**Problem statement**
Lines holding the string "screenshot" are the ones to copy; find them all in the data.

Code that builds pages:
____

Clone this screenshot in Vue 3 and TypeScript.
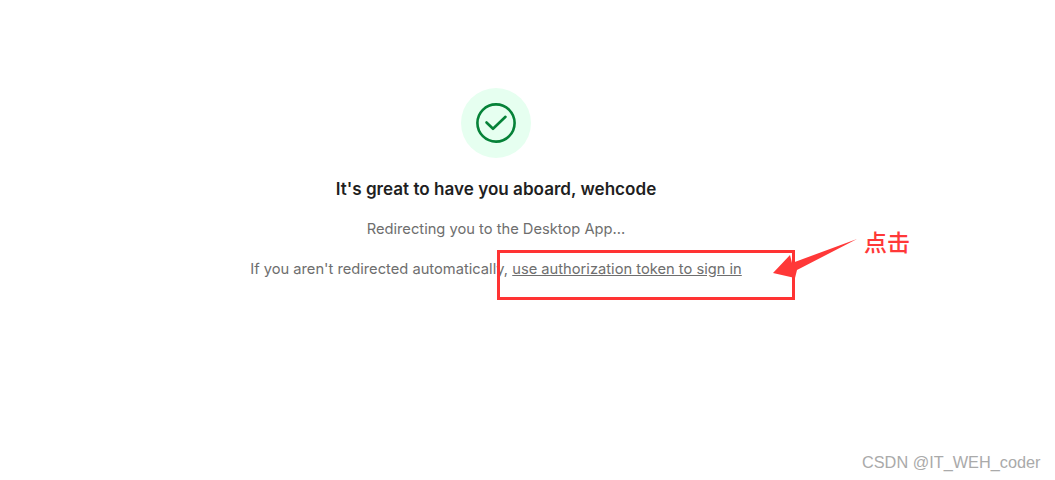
<template>
	<div class="page">
		<main class="content">
			<div class="badge">
				<svg width="40" height="40" viewBox="0 0 40 40" fill="none">
					<circle cx="20" cy="20" r="18.6" stroke="#068238" stroke-width="2.6" />
					<path d="M10.5 19.5 L17 25.8 L29.5 13.8" stroke="#068238" stroke-width="2.6" stroke-linecap="round" stroke-linejoin="round" />
				</svg>
			</div>
			<h1>{{ title }}</h1>
			<p class="redirecting">Redirecting you to the Desktop App...</p>
			<p class="fallback">
				If you aren't redirected automatically,
				<a href="#" @click.prevent>use authorization token to sign in</a>
			</p>
		</main>

		<div class="mark-box"></div>
		<svg class="mark-arrow" width="90" height="45" viewBox="0 0 90 45">
			<polygon points="0,34 17,16 19,24 84,0 24,31 22,39" fill="#ff3838" />
		</svg>
		<span class="mark-label">点击</span>
		<span class="watermark">CSDN @IT_WEH_coder</span>
	</div>
</template>

<script setup lang="ts">
const title = "It's great to have you aboard, wehcode"
</script>

<style>
html, body { background: #fff; }
</style>

<style scoped>
.page {
	position: relative;
	width: 1055px;
	height: 480px;
	overflow: hidden;
	background: #fff;
	font-family: Inter, "Noto Sans", sans-serif;
}
.content {
	width: 992px;
	padding-top: 88px;
	display: flex;
	flex-direction: column;
	align-items: center;
	text-align: center;
}
.badge {
	width: 70px;
	height: 70px;
	border-radius: 50%;
	background: #e6fff0;
	display: flex;
	align-items: center;
	justify-content: center;
}
h1 {
	margin: 20px 0 0;
	font-size: 17.1px;
	line-height: 22px;
	font-weight: 600;
	color: #1f1f1f;
}
.redirecting, .fallback {
	margin: 0;
	font-size: 14.7px;
	line-height: 20px;
	color: #6e6e6e;
}
.redirecting { margin-top: 19px; }
.fallback { margin-top: 20px; }
.fallback a { color: #6e6e6e; text-decoration: underline; }

/* annotations drawn over the screenshot */
.mark-box {
	position: absolute;
	left: 497px;
	top: 250px;
	width: 298px;
	height: 50px;
	box-sizing: border-box;
	border: 3px solid #ff3333;
}
.mark-arrow {
	position: absolute;
	left: 773px;
	top: 239px;
}
.mark-label {
	position: absolute;
	left: 864px;
	top: 226px;
	font-family: "Noto Sans CJK SC", sans-serif;
	font-size: 23px;
	line-height: 30px;
	font-weight: 500;
	color: #ff3838;
}
.watermark {
	position: absolute;
	left: 862px;
	top: 453px;
	font-family: "Liberation Sans", sans-serif;
	font-size: 16.3px;
	line-height: 18px;
	color: #aaaaaa;
}
</style>
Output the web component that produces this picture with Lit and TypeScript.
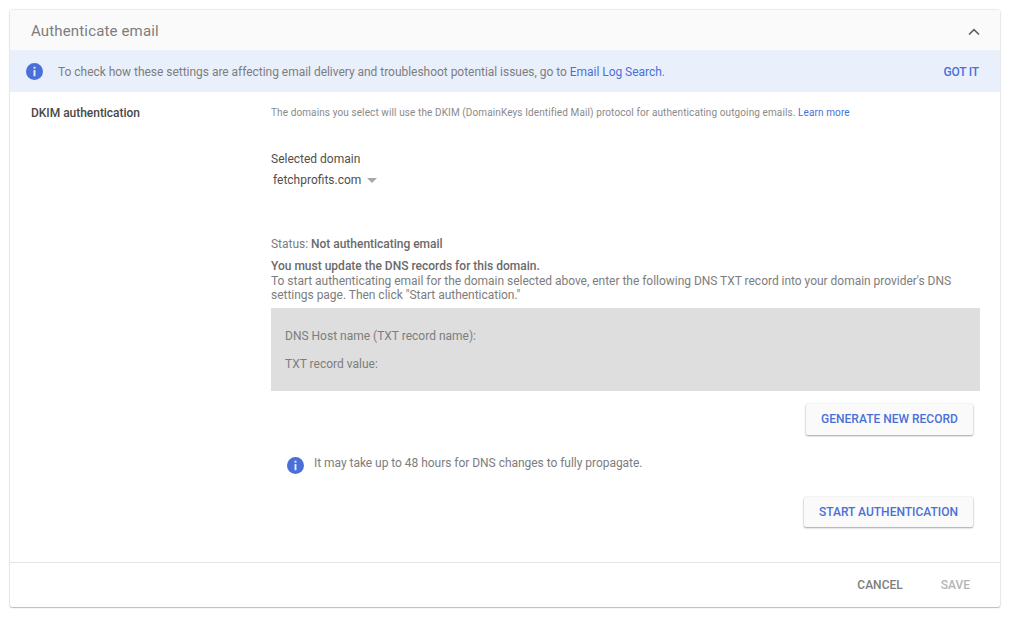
import { LitElement, html, css } from "lit";
import { customElement } from "lit/decorators.js";

const info = (size: number) => html`<svg class="info" width=${size} height=${size} viewBox="0 0 18 18">
  <circle cx="9" cy="9" r="9" fill="#4a6fd8"></circle>
  <rect x="8" y="4" width="2" height="2" fill="#e8eefb"></rect>
  <rect x="8" y="7.5" width="2" height="6.5" fill="#e8eefb"></rect>
</svg>`;

@customElement("app-root")
export class AppRoot extends LitElement {
  static styles = css`
    :host {
      display: block;
      width: 1024px;
      height: 631px;
      box-sizing: border-box;
      padding: 10px 24px 0 10px;
      background: #fff;
      font-family: Roboto, "Liberation Sans", sans-serif;
      color: #7d7d7d;
      overflow: hidden;
    }
    .card {
      height: 597px;
      box-sizing: border-box;
      border-radius: 2px;
      background: #fff;
      box-shadow: 0 0 2px rgba(0, 0, 0, 0.28), 0 1px 1px rgba(0, 0, 0, 0.2);
      display: flex;
      flex-direction: column;
    }
    .head {
      height: 40px;
      flex: none;
      box-sizing: border-box;
      padding: 2px 20px 0 21px;
      background: #fafafa;
      display: flex;
      align-items: center;
      justify-content: space-between;
      font-size: 15px;
      color: #7d7d7d;
      letter-spacing: 0.15px;
    }
    .head svg { margin-top: 2px; }
    .banner {
      height: 42px;
      flex: none;
      box-sizing: border-box;
      padding: 1px 21px 0 16px;
      background: #e9f0fc;
      display: flex;
      align-items: center;
      font-size: 12px;
      color: #7d7d7d;
    }
    .banner .info { margin: -1px 15px 0 0; flex: none; }
    .banner .msg { flex: 1; letter-spacing: -0.03px; }
    a { color: #4a70d8; text-decoration: none; }
    .action {
      color: #4a70d8;
      font-weight: 500;
      font-size: 12px;
      letter-spacing: -0.2px;
    }
    .body {
      flex: 1;
      display: grid;
      grid-template-columns: 261px 709px;
      box-sizing: border-box;
      padding-top: 13px;
    }
    .label {
      padding-left: 21px;
      font-size: 12px;
      font-weight: 500;
      color: #484848;
      line-height: 16px;
      letter-spacing: -0.03px;
    }
    .main { display: flex; flex-direction: column; }
    .desc { padding-top: 1px; font-size: 10px; line-height: 14px; letter-spacing: 0.105px; color: #8a8a8a; }
    .sel-label { margin-top: 31px; font-size: 12px; line-height: 16px; color: #4f4f4f; }
    .sel { margin-top: 5px; padding-left: 2px; display: flex; align-items: center; font-size: 12px; line-height: 16px; color: #4f4f4f; }
    .caret { margin-left: 6px; width: 0; height: 0; border-left: 5px solid transparent; border-right: 5px solid transparent; border-top: 5px solid #a8a8a8; }
    .status { margin-top: 49px; font-size: 12px; line-height: 14px; letter-spacing: -0.02px; }
    b { font-weight: 500; color: #6a6a6a; }
    .must { margin-top: 8px; font-size: 12px; line-height: 14.5px; letter-spacing: -0.025px; }
    .must b { letter-spacing: 0; }
    .record {
      margin-top: 5px;
      height: 83px;
      box-sizing: border-box;
      background: #dedede;
      padding: 20px 14px;
      font-size: 12px;
      line-height: 16px;
      color: #7d7d7d;
      display: flex;
      flex-direction: column;
      gap: 12px;
    }
    .btn-row { display: flex; justify-content: flex-end; padding-right: 7px; }
    .btn {
      box-sizing: border-box;
      height: 31px;
      display: flex;
      align-items: center;
      justify-content: center;
      border-radius: 2px;
      background: #fafafa;
      box-shadow: 0 1px 2px rgba(0, 0, 0, 0.35), 0 0 2px rgba(0, 0, 0, 0.12);
      color: #4a70d8;
      font-weight: 500;
      font-size: 12px;
    }
    .gen { margin-top: 13px; width: 167px; }
    .start { width: 169px; height: 30px; }
    .note {
      margin-top: 20px;
      height: 42px;
      padding-left: 16px;
      display: flex;
      align-items: flex-start;
      font-size: 12px;
      line-height: 16px;
      letter-spacing: -0.035px;
    }
    .note .info { margin: 2px 10px 0 0; flex: none; }
    .foot {
      height: 45px;
      flex: none;
      box-sizing: border-box;
      border-top: 1px solid #e4e4e4;
      padding-right: 30px;
      display: flex;
      align-items: center;
      justify-content: flex-end;
      gap: 38px;
      font-size: 12px;
      font-weight: 500;
    }
    .cancel { color: #7d7d7d; }
    .save { color: #b4b4b4; }
  `;

  render() {
    return html`<div class="card">
      <div class="head">
        <span>Authenticate email</span>
        <svg width="12" height="8" viewBox="0 0 12 8">
          <path d="M1 6.5 L6 1.7 L11 6.5" fill="none" stroke="#616161" stroke-width="1.7"></path>
        </svg>
      </div>
      <div class="banner">
        ${info(17)}
        <span class="msg">To check how these settings are affecting email delivery and troubleshoot potential issues, go to <a>Email Log Search</a>.</span>
        <span class="action">GOT IT</span>
      </div>
      <div class="body">
        <div class="label">DKIM authentication</div>
        <div class="main">
          <div class="desc">The domains you select will use the DKIM (DomainKeys Identified Mail) protocol for authenticating outgoing emails. <a>Learn more</a></div>
          <div class="sel-label">Selected domain</div>
          <div class="sel">fetchprofits.com<span class="caret"></span></div>
          <div class="status">Status: <b>Not authenticating email</b></div>
          <div class="must"><b>You must update the DNS records for this domain.</b><br />To start authenticating email for the domain selected above, enter the following DNS TXT record into your domain provider's DNS settings page. Then click "Start authentication."</div>
          <div class="record">
            <div>DNS Host name (TXT record name):</div>
            <div>TXT record value:</div>
          </div>
          <div class="btn-row"><div class="btn gen">GENERATE NEW RECORD</div></div>
          <div class="note">${info(17)}<span>It may take up to 48 hours for DNS changes to fully propagate.</span></div>
          <div class="btn-row"><div class="btn start">START AUTHENTICATION</div></div>
        </div>
      </div>
      <div class="foot">
        <span class="cancel">CANCEL</span>
        <span class="save">SAVE</span>
      </div>
    </div>`;
  }
}
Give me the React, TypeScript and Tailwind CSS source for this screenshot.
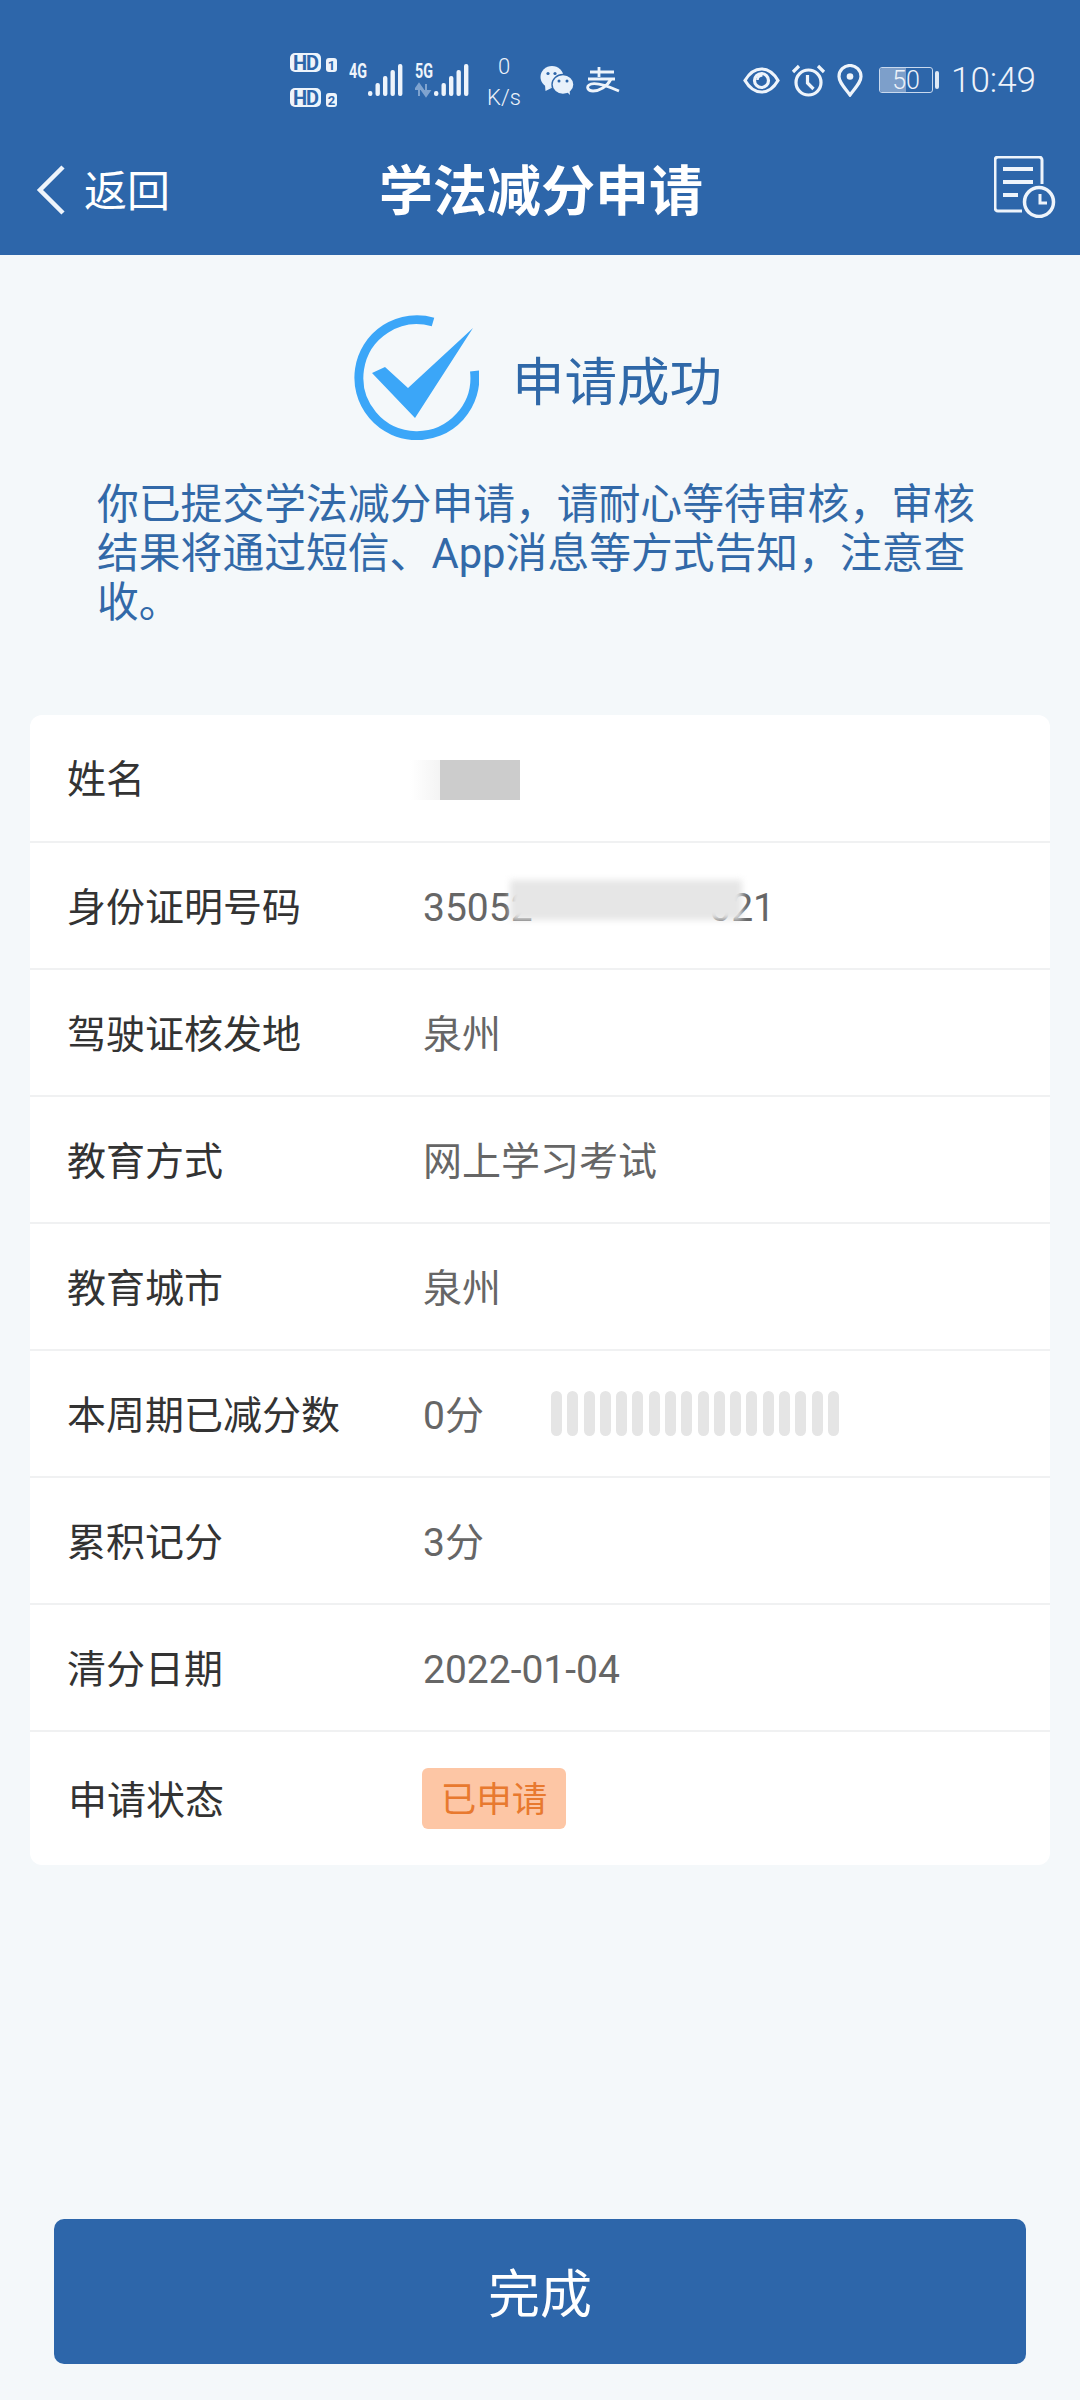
import React from "react";

const FONT = 'Roboto, "Noto Sans CJK SC", sans-serif';

function HdBadge({ n }: { n: string }) {
  return (
    <div className="flex items-end gap-[5px]">
      <span className="flex h-[19px] w-[31px] items-center justify-center rounded-[5px] bg-[#eef4fb] text-[20px] leading-none font-bold tracking-[-1px] text-[#2d66aa]">HD</span>
      <span className="flex h-[14px] w-[11px] items-center justify-center rounded-[3px] bg-[#eef4fb] text-[13px] leading-none font-bold text-[#2d66aa]">{n}</span>
    </div>
  );
}

function Signal({ label, arrows }: { label: string; arrows?: boolean }) {
  const bars = [
    [19, 28, 5],
    [26.5, 20, 13],
    [34, 13, 20],
    [41.5, 7, 26],
    [49, 1, 32],
  ];
  return (
    <svg width="54" height="44" viewBox="0 -5 54 44">
      <text x="0" y="15" fontSize="20" fontWeight="700" fill="#eef4fb" fontFamily="Roboto, sans-serif" textLength="18" lengthAdjust="spacingAndGlyphs">{label}</text>
      {arrows && (
        <path d="M4 33V21M4 21l-3.5 5h7zM11 21v12M11 33l-3.5-5h7z" stroke="#7fa3cf" strokeWidth="2" fill="#7fa3cf" />
      )}
      {bars.map(([x, y, h], i) => (
        <rect key={i} x={x} y={y} width="4.4" height={h} rx="2" fill="#eef4fb" />
      ))}
    </svg>
  );
}

function StatusBar() {
  return (
    <div className="flex h-[125px] items-center pt-[35px] pl-[290px] text-[#eef3fa]">
      <div className="flex w-[47px] flex-col gap-[16px]">
        <HdBadge n="1" />
        <HdBadge n="2" />
      </div>
      <div className="ml-[12px]"><Signal label="4G" /></div>
      <div className="ml-[12px]"><Signal label="5G" arrows /></div>
      <div className="ml-[16px] flex w-[38px] flex-col items-center pt-[4px] text-[22px] leading-[31px] font-light">
        <span>0</span>
        <span>K/s</span>
      </div>
      <svg className="ml-[17px]" width="34" height="29" viewBox="0 0 34 29">
        <ellipse cx="12" cy="11" rx="11.5" ry="11" fill="#e8f1fb" />
        <path d="M5 19l.5 6 6-3z" fill="#e8f1fb" />
        <ellipse cx="23" cy="18.5" rx="11" ry="10" fill="#e8f1fb" stroke="#2d66aa" strokeWidth="1.4" />
        <path d="M27 26l3 3-.5-5z" fill="#e8f1fb" />
        <circle cx="8" cy="7.5" r="1.6" fill="#2d66aa" />
        <circle cx="15" cy="7.5" r="1.6" fill="#2d66aa" />
        <circle cx="19" cy="15" r="1.5" fill="#2d66aa" />
        <circle cx="27" cy="15" r="1.5" fill="#2d66aa" />
      </svg>
      <svg className="ml-[12px]" width="34" height="26" viewBox="0 0 34 26" fill="none" stroke="#eef4fb" strokeWidth="2.8">
        <path d="M13 0v10M4 5h24M2 12h27" />
        <path d="M25 12C21 20 13 24 7 24 1.500 24 .5 20 3 18 7 15 17 17 33 24" />
      </svg>
      <svg className="ml-[123px]" width="37" height="27" viewBox="0 0 37 27" fill="none">
        <path d="M2 13.500C7 5 12 2 18.500 2S30 5 35 13.500c-5 8.500-10 11.500-16.500 11.500S7 22 2 13.500z" stroke="#eef4fb" strokeWidth="3.200" />
        <circle cx="18.500" cy="13.500" r="7" stroke="#eef4fb" strokeWidth="3.200" />
        <path d="M14.500 13a4.500 4.500 0 0 1 5-4.500" stroke="#eef4fb" strokeWidth="2.500" />
      </svg>
      <svg className="ml-[11px]" width="35" height="33" viewBox="0 0 35 33" fill="none" stroke="#eef4fb" strokeWidth="3.200">
        <circle cx="17.500" cy="18.500" r="12.500" />
        <path d="M16.500 11v8l6 6M2 8l6-6M33 8l-6-6" />
      </svg>
      <svg className="ml-[11px]" width="26" height="33" viewBox="0 0 26 33" fill="none" stroke="#eef4fb" strokeWidth="3.200">
        <path d="M13 31C7 23 2 18 2 12.500A11 11 0 0 1 24 12.500C24 18 19 23 13 31z" />
        <circle cx="13" cy="12.500" r="3.300" fill="#eef4fb" stroke="none" />
      </svg>
      <div className="ml-[16px] flex w-[60px] items-center gap-[2px]">
        <div className="relative flex h-[26px] w-[54px] items-center justify-center overflow-hidden rounded-[3px] border-[1.5px] border-[#c9d9ee]">
          <div className="absolute inset-y-0 left-0 w-[26px] bg-[#7d9fca]" />
          <span className="relative text-[25px] leading-none font-light">50</span>
        </div>
        <div className="h-[18px] w-[4px] rounded-full bg-[#dfe9f5]" />
      </div>
      <span className="ml-[12px] text-[35px] leading-none font-light">10:49</span>
    </div>
  );
}

function NavBar() {
  return (
    <div className="grid h-[130px] grid-cols-[1fr_auto_1fr] items-center pr-[24px] pl-[26px] text-white">
      <div className="ml-[10px] flex items-center gap-[18px]">
        <svg width="30" height="50" viewBox="0 0 30 50" fill="none" stroke="#eef4fb" strokeWidth="4.500">
          <path d="M27 2L4 25l23 23" />
        </svg>
        <span className="pt-[4px] text-[43px] leading-none">返回</span>
      </div>
      <h1 className="pt-[5px] text-[54px] leading-none font-bold">学法减分申请</h1>
      <svg className="mt-[-7px] justify-self-end" width="62" height="62" viewBox="0 0 62 62" fill="none" stroke="#eef4fb" strokeWidth="3">
        <path d="M28 55H4a3 3 0 0 1-3-3V4a3 3 0 0 1 3-3h41a3 3 0 0 1 3 3v24" />
        <path d="M9 13h30M9 26h30M9 39h15" strokeWidth="4" />
        <circle cx="45" cy="46" r="14.500" fill="#2d66aa" strokeWidth="3.500" />
        <path d="M46 38v9h7" strokeWidth="3" />
      </svg>
    </div>
  );
}

function Row({ label, first, children }: { label: string; first?: boolean; children: React.ReactNode }) {
  return (
    <div className={`relative flex items-center border-b-2 border-[#f0f1f2] pl-[37px] ${first ? "h-[128px]" : "h-[127px]"}`}>
      <span className="w-[356px] pt-[5px] text-[39px] leading-none text-[#333]">{label}</span>
      {children}
    </div>
  );
}

const V = ({ children }: { children: React.ReactNode }) => (
  <span className="pt-[5px] text-[39px] leading-none text-[#666]">{children}</span>
);

export default function App() {
  return (
    <div className="flex h-[2400px] w-[1080px] flex-col bg-[#f4f8fa]" style={{ fontFamily: FONT }}>
      <header className="bg-[#2d66aa]">
        <StatusBar />
        <NavBar />
      </header>

      <div className="mt-[60px] flex items-center gap-[33px] pl-[354px]">
        <svg width="125" height="125" viewBox="0 0 125 125" fill="none">
          <path d="M79 7A58 58 0 1 0 120.500 56" stroke="#3ba6f8" strokeWidth="9" />
          <path d="M18 58L31 52 54 73 119 13 61 103z" fill="#3ba6f8" />
        </svg>
        <span className="mt-[11px] text-[52.5px] leading-none text-[#2f68a8]">申请成功</span>
      </div>

      <p className="mt-[40px] pr-[90px] pl-[97px] text-[41.8px] leading-[49px] text-[#3269a8]">
        你已提交学法减分申请，请耐心等待审核，审核结果将通过短信、App消息等方式告知，注意查收。
      </p>

      <section className="mx-[30px] mt-[88px] overflow-hidden rounded-[12px] bg-white">
        <Row label="姓名" first>
          <div className="absolute top-[45px] left-[380px] h-[40px] w-[32px] bg-gradient-to-r from-white to-[#f3f3f3]" />
          <div className="absolute top-[45px] left-[410px] h-[40px] w-[80px] bg-[#cccccc]" />
        </Row>
        <Row label="身份证明号码">
          <div className="flex w-[352px] justify-between">
            <V>35052</V>
            <V>021</V>
          </div>
          <div className="absolute top-[37px] left-[480px] h-[40px] w-[232px] bg-[#e6e6e6] blur-[3px]" />
        </Row>
        <Row label="驾驶证核发地"><V>泉州</V></Row>
        <Row label="教育方式"><V>网上学习考试</V></Row>
        <Row label="教育城市"><V>泉州</V></Row>
        <Row label="本周期已减分数">
          <V>0分</V>
          <div className="ml-[67px] flex gap-[5.3px]">
            {Array.from({ length: 18 }).map((_, i) => (
              <div key={i} className="h-[45px] w-[11px] rounded-full bg-[#e5e5e5]" />
            ))}
          </div>
        </Row>
        <Row label="累积记分"><V>3分</V></Row>
        <Row label="清分日期"><V>2022-01-04</V></Row>
        <div className="flex h-[133px] items-center pl-[38px]">
          <span className="w-[354px] pt-[5px] text-[39px] leading-none text-[#333]">申请状态</span>
          <span className="flex h-[61px] w-[144px] items-center justify-center rounded-[6px] bg-[#fdc6a5] pt-[5px] text-[35.5px] leading-none text-[#e8792f]">已申请</span>
        </div>
      </section>

      <button className="mx-[54px] mt-auto mb-[36px] flex h-[145px] items-center justify-center rounded-[10px] bg-[#2d66aa] pt-[8px] text-[52px] leading-none text-white">
        完成
      </button>
    </div>
  );
}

____

**Completed task**
Clone this screenshot in Vue 3 and TypeScript.
/* annotations drawn over the screenshot */
Give me the React, TypeScript and Tailwind CSS source for this screenshot.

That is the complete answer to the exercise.